The request: Find every line with "React" in it, then report how many there are and nothing more.

- - - -

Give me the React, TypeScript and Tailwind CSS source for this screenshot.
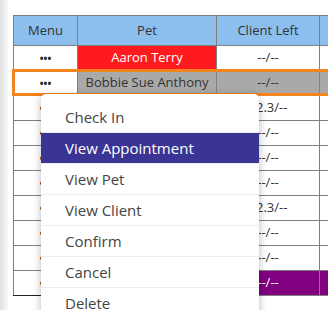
import React from 'react';

type Row = {
  pet: string;
  left: string;
  petCls?: string;
  leftCls?: string;
  lastCls?: string;
};

// rows under the open menu keep their pet column blank: it is covered anyway
const rows: Row[] = [
  { pet: 'Aaron Terry', left: '--/--', petCls: 'bg-[#ff1a1f] text-white' },
  { pet: 'Bobbie Sue Anthony', left: '--/--', petCls: 'bg-[#a9a9a9]', leftCls: 'bg-[#a9a9a9]', lastCls: 'bg-[#a9a9a9]' },
  { pet: '', left: '12.3/--' },
  { pet: '', left: '--/--' },
  { pet: '', left: '--/--' },
  { pet: '', left: '--/--' },
  { pet: '', left: '12.3/--' },
  { pet: '', left: '--/--' },
  { pet: '', left: '--/--' },
  { pet: '', left: '--/--', petCls: 'bg-[#800080] text-white', leftCls: 'bg-[#800080] text-white', lastCls: 'bg-[#800080]' },
];

const menuItems = ['Check In', 'View Appointment', 'View Pet', 'View Client', 'Confirm', 'Cancel', 'Delete'];

export default function App() {
  return (
    <div className="relative w-[328px] h-[310px] overflow-hidden bg-white flex" style={{ fontFamily: '"Open Sans", "Noto Sans", sans-serif' }}>
      {/* left gutter */}
      <div className="w-2 h-full shrink-0 bg-gradient-to-r from-[#e0e0e0] to-[#f7f7f7]" />

      {/* grid */}
      <div className="relative ml-[5px] mt-[15px] shrink-0">
        <table className="table-fixed border-collapse w-[406px] text-[13px] text-[#333]">
          <colgroup>
            <col className="w-[64px]" />
            <col className="w-[139px]" />
            <col className="w-[103px]" />
            <col className="w-[100px]" />
          </colgroup>
          <thead>
            <tr className="h-[30px] bg-[#8cbfee]">
              <th className="border border-[#7f7f7f] font-normal">Menu</th>
              <th className="border border-[#7f7f7f] font-normal">Pet</th>
              <th className="border border-[#7f7f7f] font-normal">Client Left</th>
              <th className="border border-[#7f7f7f] font-normal"></th>
            </tr>
          </thead>
          <tbody>
            {rows.map((r, i) => {
              const last = i === rows.length - 1;
              return (
                <tr key={i} className="h-[25px] text-center">
                  <td className={`border border-[#808080] text-[10px] font-bold text-[#222] ${last ? 'border-b-[#222]' : ''}`}>•••</td>
                  <td className={`border border-[#808080] ${r.petCls ?? ''}`}>{r.pet}</td>
                  <td className={`border border-[#808080] ${r.leftCls ?? ''}`}>{r.left}</td>
                  <td className={`border border-[#808080] ${r.lastCls ?? ''}`}></td>
                </tr>
              );
            })}
          </tbody>
        </table>

        {/* selected row outline */}
        <div className="absolute left-[-1px] top-[54px] w-[420px] h-[27px] border-[3px] border-[#f5841f] pointer-events-none" />
      </div>

      {/* context menu */}
      <div className="absolute left-[41px] top-[94px] w-[218px] bg-white rounded-[5px] shadow-[0_2px_8px_rgba(0,0,0,0.28)] pt-2 text-[15px] text-[#444]">
        {menuItems.map((m) => (
          <div
            key={m}
            className={`h-[31px] pl-6 flex items-center border-b border-[#ececec] ${m === 'View Appointment' ? 'bg-[#3a3594] text-white border-[#3a3594]' : ''}`}
          >
            {m}
          </div>
        ))}
      </div>
    </div>
  );
}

- - - -

Expected output: 2